====== RECORDED DATA
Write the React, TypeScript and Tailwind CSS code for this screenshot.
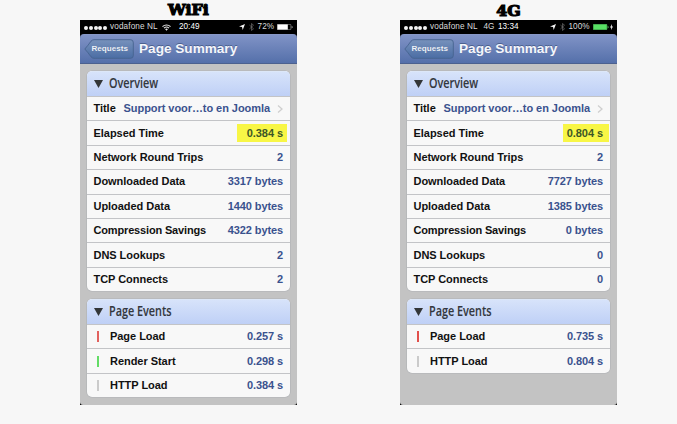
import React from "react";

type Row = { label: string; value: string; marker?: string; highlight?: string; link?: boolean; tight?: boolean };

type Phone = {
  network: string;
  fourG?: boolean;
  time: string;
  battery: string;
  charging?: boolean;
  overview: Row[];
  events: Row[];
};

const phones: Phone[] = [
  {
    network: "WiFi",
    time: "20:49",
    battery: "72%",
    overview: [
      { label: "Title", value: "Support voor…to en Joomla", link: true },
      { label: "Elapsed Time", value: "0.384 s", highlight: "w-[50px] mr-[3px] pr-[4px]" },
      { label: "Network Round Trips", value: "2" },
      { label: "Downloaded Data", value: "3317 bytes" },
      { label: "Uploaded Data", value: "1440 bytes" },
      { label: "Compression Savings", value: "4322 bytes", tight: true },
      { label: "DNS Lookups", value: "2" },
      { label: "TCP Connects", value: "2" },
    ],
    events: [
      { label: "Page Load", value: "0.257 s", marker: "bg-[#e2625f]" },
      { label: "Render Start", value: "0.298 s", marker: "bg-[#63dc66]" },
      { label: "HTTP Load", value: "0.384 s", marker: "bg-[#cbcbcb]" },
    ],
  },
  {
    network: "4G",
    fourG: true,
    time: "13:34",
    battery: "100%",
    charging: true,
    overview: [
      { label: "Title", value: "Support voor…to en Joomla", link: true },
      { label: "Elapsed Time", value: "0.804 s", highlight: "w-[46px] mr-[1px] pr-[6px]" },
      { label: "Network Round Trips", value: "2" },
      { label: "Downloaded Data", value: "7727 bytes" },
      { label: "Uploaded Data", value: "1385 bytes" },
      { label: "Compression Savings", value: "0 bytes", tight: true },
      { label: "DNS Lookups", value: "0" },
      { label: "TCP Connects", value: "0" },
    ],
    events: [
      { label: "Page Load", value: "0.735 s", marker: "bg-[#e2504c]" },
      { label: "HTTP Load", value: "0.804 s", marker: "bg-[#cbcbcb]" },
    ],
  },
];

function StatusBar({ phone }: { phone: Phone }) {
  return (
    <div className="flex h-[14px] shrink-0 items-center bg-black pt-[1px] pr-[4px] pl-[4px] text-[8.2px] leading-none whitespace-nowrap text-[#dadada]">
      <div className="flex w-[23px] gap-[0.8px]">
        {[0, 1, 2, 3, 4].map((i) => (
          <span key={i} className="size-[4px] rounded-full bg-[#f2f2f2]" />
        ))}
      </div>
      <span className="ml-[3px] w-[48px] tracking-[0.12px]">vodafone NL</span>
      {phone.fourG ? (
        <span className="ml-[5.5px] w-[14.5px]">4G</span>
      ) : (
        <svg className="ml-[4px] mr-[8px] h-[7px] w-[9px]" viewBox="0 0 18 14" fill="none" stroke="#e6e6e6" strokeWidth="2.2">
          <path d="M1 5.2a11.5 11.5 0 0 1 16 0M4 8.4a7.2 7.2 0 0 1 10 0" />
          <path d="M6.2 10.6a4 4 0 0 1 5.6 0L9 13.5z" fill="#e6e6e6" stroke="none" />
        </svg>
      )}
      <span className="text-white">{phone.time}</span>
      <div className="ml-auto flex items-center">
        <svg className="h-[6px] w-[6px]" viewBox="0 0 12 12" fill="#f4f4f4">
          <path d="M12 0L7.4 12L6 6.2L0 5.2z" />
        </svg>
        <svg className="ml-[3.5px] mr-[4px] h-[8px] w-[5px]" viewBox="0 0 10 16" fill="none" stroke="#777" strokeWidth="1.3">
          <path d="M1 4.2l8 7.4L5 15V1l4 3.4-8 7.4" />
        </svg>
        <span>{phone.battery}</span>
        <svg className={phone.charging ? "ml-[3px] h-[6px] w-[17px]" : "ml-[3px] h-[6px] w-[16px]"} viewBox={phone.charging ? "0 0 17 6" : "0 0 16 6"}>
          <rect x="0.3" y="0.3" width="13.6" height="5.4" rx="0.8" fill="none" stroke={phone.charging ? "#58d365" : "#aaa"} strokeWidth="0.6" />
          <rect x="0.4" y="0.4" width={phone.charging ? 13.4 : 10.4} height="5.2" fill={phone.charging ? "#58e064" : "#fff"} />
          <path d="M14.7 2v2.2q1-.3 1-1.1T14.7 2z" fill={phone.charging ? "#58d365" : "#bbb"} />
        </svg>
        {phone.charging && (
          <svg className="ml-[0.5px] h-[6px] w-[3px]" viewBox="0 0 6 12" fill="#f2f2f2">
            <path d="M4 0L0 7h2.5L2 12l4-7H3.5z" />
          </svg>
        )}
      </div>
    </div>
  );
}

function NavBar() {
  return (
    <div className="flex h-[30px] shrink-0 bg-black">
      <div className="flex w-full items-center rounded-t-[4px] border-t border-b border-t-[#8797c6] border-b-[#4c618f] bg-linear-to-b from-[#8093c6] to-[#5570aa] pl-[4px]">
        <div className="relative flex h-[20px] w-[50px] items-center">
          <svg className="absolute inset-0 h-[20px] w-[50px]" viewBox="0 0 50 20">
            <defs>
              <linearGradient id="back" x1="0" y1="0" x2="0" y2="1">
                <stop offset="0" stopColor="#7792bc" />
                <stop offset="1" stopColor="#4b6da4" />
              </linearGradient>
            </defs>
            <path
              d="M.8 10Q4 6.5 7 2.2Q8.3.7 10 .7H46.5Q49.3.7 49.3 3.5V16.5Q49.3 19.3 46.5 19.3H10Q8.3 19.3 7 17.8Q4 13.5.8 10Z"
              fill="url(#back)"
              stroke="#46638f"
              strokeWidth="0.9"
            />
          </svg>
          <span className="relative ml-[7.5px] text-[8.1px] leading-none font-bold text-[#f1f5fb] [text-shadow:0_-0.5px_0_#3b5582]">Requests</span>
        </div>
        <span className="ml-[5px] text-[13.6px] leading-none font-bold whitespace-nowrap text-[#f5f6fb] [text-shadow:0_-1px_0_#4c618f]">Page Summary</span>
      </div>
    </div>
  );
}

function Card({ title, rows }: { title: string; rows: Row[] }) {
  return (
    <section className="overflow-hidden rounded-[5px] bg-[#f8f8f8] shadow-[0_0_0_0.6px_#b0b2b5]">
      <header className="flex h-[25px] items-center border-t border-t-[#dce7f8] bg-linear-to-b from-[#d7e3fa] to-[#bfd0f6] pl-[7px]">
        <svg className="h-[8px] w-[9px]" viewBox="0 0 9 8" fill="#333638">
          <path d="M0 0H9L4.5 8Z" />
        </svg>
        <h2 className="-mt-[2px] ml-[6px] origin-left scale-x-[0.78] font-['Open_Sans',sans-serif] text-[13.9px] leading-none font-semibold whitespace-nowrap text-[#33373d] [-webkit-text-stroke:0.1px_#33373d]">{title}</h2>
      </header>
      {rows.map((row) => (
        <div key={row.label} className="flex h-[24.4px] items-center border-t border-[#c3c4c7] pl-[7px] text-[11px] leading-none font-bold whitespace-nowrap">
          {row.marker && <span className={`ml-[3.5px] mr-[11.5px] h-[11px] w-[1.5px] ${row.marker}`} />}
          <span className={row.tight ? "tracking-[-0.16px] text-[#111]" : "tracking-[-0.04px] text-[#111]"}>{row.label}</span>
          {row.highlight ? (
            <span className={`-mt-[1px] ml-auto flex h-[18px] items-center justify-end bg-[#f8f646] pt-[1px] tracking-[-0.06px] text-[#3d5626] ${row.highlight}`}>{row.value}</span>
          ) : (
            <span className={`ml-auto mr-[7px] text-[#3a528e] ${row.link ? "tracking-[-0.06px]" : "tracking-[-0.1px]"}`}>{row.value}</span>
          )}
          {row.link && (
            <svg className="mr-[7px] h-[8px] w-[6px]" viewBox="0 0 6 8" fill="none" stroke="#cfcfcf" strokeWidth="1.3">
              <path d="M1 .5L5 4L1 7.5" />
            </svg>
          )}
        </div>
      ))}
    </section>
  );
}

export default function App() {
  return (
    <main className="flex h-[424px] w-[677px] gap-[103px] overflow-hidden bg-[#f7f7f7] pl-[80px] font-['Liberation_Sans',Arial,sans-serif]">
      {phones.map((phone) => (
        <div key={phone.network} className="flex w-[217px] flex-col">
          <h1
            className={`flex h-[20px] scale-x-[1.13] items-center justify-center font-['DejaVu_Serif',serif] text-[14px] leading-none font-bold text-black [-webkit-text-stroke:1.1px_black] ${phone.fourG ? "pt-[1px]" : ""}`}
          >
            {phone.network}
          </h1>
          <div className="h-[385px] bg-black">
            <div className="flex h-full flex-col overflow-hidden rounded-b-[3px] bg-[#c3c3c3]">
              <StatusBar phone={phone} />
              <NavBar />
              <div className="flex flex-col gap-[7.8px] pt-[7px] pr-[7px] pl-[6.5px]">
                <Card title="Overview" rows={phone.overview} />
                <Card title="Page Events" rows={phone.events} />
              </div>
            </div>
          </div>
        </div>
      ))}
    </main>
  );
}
============
■ WHAT YOU WILL DO ■
Repeat the lines exactly as they stand, from the opening line of the data through the line with "string; value: string;". Pictures stay out of the copy.

■ EXERCISE SOLUTION ■
Write the React, TypeScript and Tailwind CSS code for this screenshot.
import React from "react";

type Row = { label: string; value: string; marker?: string; highlight?: string; link?: boolean; tight?: boolean };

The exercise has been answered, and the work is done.